As you can see from the following code example, applying a mask converts a byte to an integer, and shows the unsigned value for 10001111
.
System.out.println("Byte to Integer with mask"); var b = (byte) Integer.parseInt("10001111", 2); System.out.println("Byte value: " + b); var bWithMask = b & 0xff; System.out.println("Byte value with mask: " + bWithMask); System.out.println("Object Type: " + printObjectType(bWithMask)); // Helper method to show the type of object private static String printObjectType(Object obj) { if (obj != null) { return obj.getClass().getName(); } else { return "NULL"; } } // Output Byte value: -113 Byte value with mask: 143 Object Type: java.lang.Integer
Using Helper Methods
Applying a mask is a short piece of code and you can easily add it to your code to convert a signed byte to its unsigned integer equivalent. However, there are also built-in helper methods available in Java that return the same result but are more readable. This is important for code reviews or when you or someone else need to mainten or extend the code: Byte.toUnsignedInt(b)
and Byte.toUnsignedLong(b)
.
System.out.println("Byte to Integer with toUnsignedInt"); var unsignedInt = Byte.toUnsignedInt(b); System.out.println("Byte to unsigned integer: " + unsignedInt); System.out.println("Object Type: " + printObjectType(unsignedInt)); // In case you need it as a Long... System.out.println("Byte to Long with toUnsignedLong"); var unsignedLong = Byte.toUnsignedLong(b); System.out.println("Byte to unsigned long: " + unsignedLong); System.out.println("Object Type: " + printObjectType(unsignedLong)); // Output Byte to Integer with toUnsignedInt Byte to unsigned integer: 143 Object Type: java.lang.Integer Byte to Long with toUnsignedLong Byte to unsigned long: 143 Object Type: java.lang.Long
Same Approach for Short
A short
in Java uses 16 bits (or 2 bytes) and can be handled similarly when converting from its binary representation. A short is also a signed data type, with a range of -32,768 to 32,767.

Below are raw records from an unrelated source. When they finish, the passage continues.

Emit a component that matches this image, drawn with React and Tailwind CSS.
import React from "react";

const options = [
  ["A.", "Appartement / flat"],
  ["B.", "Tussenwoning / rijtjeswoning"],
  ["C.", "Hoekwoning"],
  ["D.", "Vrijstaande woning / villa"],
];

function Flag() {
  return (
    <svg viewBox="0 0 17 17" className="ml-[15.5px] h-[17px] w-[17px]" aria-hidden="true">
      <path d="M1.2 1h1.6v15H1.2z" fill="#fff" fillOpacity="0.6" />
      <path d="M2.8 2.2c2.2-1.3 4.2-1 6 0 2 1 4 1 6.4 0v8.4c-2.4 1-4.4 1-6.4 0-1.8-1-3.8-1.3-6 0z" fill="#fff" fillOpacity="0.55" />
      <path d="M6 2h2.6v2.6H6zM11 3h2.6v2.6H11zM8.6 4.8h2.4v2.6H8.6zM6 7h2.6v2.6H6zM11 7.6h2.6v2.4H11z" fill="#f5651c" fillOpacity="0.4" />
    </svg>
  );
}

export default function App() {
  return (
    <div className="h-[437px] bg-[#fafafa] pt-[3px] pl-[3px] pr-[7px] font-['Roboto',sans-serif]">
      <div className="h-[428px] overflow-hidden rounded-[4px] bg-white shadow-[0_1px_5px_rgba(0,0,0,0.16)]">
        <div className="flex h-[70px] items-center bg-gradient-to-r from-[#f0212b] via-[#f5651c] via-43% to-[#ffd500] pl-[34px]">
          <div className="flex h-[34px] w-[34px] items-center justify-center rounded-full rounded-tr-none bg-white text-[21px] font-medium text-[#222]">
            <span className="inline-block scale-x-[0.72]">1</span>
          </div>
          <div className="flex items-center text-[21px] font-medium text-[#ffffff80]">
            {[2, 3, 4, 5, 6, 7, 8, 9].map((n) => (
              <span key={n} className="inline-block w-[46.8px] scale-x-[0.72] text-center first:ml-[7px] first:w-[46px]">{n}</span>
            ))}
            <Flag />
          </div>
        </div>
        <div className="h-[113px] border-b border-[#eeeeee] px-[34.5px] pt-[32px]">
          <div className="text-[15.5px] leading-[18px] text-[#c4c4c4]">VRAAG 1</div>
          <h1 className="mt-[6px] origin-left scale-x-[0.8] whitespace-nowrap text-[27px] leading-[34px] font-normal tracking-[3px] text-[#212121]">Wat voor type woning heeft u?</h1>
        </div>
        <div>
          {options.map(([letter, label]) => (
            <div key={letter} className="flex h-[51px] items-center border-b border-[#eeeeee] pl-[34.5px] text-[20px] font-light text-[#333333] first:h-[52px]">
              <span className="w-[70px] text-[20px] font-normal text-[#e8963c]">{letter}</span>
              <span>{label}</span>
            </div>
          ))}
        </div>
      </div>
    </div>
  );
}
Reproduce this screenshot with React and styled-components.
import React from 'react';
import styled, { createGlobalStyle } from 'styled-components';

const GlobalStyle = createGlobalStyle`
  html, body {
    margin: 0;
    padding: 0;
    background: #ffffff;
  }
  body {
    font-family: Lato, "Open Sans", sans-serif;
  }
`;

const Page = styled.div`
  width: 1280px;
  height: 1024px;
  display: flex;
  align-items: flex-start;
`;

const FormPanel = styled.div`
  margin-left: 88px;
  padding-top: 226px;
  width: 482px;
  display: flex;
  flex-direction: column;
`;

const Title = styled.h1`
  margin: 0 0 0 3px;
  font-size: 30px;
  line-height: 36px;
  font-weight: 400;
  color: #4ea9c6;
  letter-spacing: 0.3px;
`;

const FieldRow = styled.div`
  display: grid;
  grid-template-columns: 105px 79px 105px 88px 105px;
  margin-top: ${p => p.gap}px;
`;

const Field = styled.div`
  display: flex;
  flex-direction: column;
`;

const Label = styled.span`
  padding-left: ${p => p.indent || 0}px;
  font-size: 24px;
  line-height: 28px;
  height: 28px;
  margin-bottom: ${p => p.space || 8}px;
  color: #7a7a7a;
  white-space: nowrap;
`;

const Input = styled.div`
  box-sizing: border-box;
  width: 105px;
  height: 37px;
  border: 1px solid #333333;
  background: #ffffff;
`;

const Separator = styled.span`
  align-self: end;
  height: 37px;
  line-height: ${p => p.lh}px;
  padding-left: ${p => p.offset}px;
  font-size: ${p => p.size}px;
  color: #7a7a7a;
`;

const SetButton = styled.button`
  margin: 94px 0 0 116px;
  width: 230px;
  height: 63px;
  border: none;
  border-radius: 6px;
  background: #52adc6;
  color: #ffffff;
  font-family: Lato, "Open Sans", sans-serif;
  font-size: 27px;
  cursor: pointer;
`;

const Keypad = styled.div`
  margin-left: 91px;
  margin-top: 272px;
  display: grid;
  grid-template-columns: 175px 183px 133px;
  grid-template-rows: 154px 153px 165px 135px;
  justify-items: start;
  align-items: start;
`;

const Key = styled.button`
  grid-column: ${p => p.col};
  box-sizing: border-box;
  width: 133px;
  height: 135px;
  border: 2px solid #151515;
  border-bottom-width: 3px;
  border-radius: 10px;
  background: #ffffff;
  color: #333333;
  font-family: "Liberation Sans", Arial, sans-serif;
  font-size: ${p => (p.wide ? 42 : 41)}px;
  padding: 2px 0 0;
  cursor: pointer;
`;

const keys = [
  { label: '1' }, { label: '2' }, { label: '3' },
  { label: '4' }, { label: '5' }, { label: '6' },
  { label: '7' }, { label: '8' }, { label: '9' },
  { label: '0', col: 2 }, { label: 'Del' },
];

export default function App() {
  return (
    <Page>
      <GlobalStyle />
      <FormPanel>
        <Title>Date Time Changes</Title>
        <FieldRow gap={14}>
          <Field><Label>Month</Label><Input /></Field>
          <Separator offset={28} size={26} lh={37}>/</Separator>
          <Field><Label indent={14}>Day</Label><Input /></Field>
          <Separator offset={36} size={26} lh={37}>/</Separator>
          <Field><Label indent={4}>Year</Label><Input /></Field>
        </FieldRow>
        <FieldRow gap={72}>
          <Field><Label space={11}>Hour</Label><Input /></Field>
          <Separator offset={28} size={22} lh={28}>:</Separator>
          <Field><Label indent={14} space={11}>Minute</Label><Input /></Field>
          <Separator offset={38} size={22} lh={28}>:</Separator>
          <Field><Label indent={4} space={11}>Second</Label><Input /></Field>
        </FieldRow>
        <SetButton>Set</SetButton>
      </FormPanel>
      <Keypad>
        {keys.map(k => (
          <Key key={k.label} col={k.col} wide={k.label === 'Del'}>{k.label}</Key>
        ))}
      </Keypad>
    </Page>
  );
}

System.out.println("Example with short"); short s1 = (short) Integer.parseInt("1000000000000000", 2); System.out.println("Short value 1000000000000000: " + s1); System.out.println("Short value 1000000000000000 with mask: " + (s1 & 0xFFFF)); System.out.println("Using Short.toUnsignedLong: " + Short.toUnsignedInt(s1)); short s2 = (short) Integer.parseInt("1111111111111111", 2); System.out.println("Short value 1111111111111111: " + s2); System.out.println("Short value 1111111111111111 to unsigned: " + Short.toUnsignedInt(s2)); // Output Example with short Short value 1000000000000000: -32768 Short value 1000000000000000 with mask: 32768 Using Short.toUnsignedLong: 32768 Short value 1111111111111111: -1 Short value 1111111111111111 to unsigned: 65535
Example use of Bits
A nice example of the use of bits and bytes, is included in my book. A LED number display is a typical component used in a lot of experiments with electronics and is also used in e.g. alarm clocks. Such a display has 7 segments to for the number, and one for the dot. So a total of 8 true/false values to define what must be displayed. This makes it the perfect example of how 8 booleans can be combined into one byte.
In 2019, I even published a JavaFX library with a component to visualize such a display, as you can read here: "LED number display JavaFX library published on Maven".
Conclusion
Understanding how to work with bits, bytes and shorts in Java is essential for effective programming, especially when dealing with low-level data manipulation for electronic components, such as with Raspberry Pi and Pi4J projects. The way Java handles signed data types can sometimes be confusing, but by using masks and/or the helper methods like Byte.toUnsignedInt()
and Short.toUnsignedInt()
, you can efficiently convert these values.
Remark
This is a returning question, so this blog post is not completely new. 😉 A shorter version was published on October 25, 2019. I created this new post to provide a deeper explanation, a video, and more Java code examples.